Phlogopite is also a reminder that many industrial materials have a twin life in scientific research: the same properties that make a mineral valuable for insulation or fillers also make it a useful recorder of geological history. Studies of trace elements, isotopes and microstructures in phlogopite continue to supply insights into the chemical dialogues between crust and mantle that shape continents and volcanic provinces.

Practical Tips for Students and Enthusiasts

If you are interested in studying phlogopite:

• Examine hand specimens and thin sections: The layered cleavage and pleochroic colors are obvious in good hand specimens; thin sections under polarized light reveal extinction angles and birefringence.
• Seek out localities with mantle-derived rocks: Where kimberlites or lamproites are exposed, phlogopite is often present and can be studied in context.
• Handle sheets carefully: Because sheets split easily, good specimens are fragile along cleavage planes; storing them flat and away from moisture preserves their luster.
• Consider synthetic samples for laboratory work: For consistent chemical and physical properties, synthetic fluorophlogopite can be a reliable substitute when natural variability would complicate experiments.

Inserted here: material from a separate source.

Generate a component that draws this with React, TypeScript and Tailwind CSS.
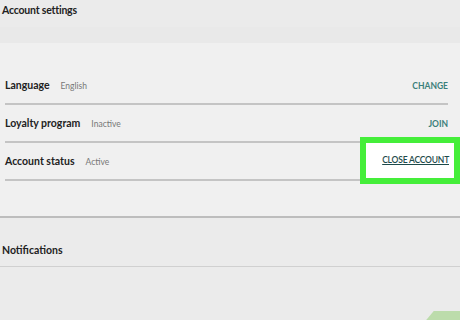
import React from "react";

type Row = { label: string; value: string; action: string; highlight?: boolean };

const rows: Row[] = [
  { label: "Language", value: "English", action: "CHANGE" },
  { label: "Loyalty program", value: "Inactive", action: "JOIN" },
  { label: "Account status", value: "Active", action: "CLOSE ACCOUNT", highlight: true },
];

export default function App() {
  return (
    <div
      className="relative w-[460px] h-[320px] overflow-hidden bg-[#ebebeb] text-[#222]"
      style={{ fontFamily: 'Lato, "Open Sans", sans-serif' }}
    >
      {/* header */}
      <div className="h-[27px] pl-[2px] bg-[#ebebeb] text-[10.5px] font-bold leading-[20px] tracking-[-0.2px]">Account settings</div>
      <div className="h-[16px] bg-[#e9e9e9]" />

      {/* settings panel */}
      <div className="h-[175px] bg-[#f0f0f0] border-b-2 border-[#bdbdbd] pt-[24px] pl-[5px] pr-[12px]">
        {rows.map((r) => (
          <div key={r.label} className="relative h-[38px] flex items-center justify-between border-b-2 border-[#c4c4c4]">
            <div className="flex items-center gap-[11px] pt-[2px]">
              <span className="text-[10.5px] font-bold">{r.label}</span>
              <span className="text-[8.5px] text-[#777]">{r.value}</span>
            </div>
            {r.highlight ? (
              <div className="absolute right-[-12px] top-[-6px] w-[100px] h-[47px] border-[6px] border-[#45ee3a] bg-white flex items-center justify-end pr-[5px]">
                <span className="text-[8.5px] font-semibold text-[#1d4a4a] underline tracking-[-0.2px]">{r.action}</span>
              </div>
            ) : (
              <span className="text-[8.5px] font-bold text-[#3b7f7a] pt-[2px]">{r.action}</span>
            )}
          </div>
        ))}
      </div>

      {/* notifications */}
      <div className="h-[49px] border-b border-[#d0d0d0] flex items-end pb-[7px] pl-[2px]">
        <span className="text-[10.5px] font-bold">Notifications</span>
      </div>

      <div className="absolute right-[-10px] bottom-0 w-[40px] h-[9px] bg-[#bcdcab] -skew-x-[40deg]" />
    </div>
  );
}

Phlogopite occupies an interesting crossroads: a mineral that is both a practical industrial material and a sensitive recorder of deep geological processes. Its layered structure underpins a suite of properties that humanity has exploited for insulation, cosmetics and composite materials, while the same structural and chemical traits provide petrologists and geochemists with a tool for deciphering mantle metasomatism, magmatic histories and the timing of geological events. Whether studied for applied uses or for the story it tells about the Earth, phlogopite remains a rewarding subject for further attention.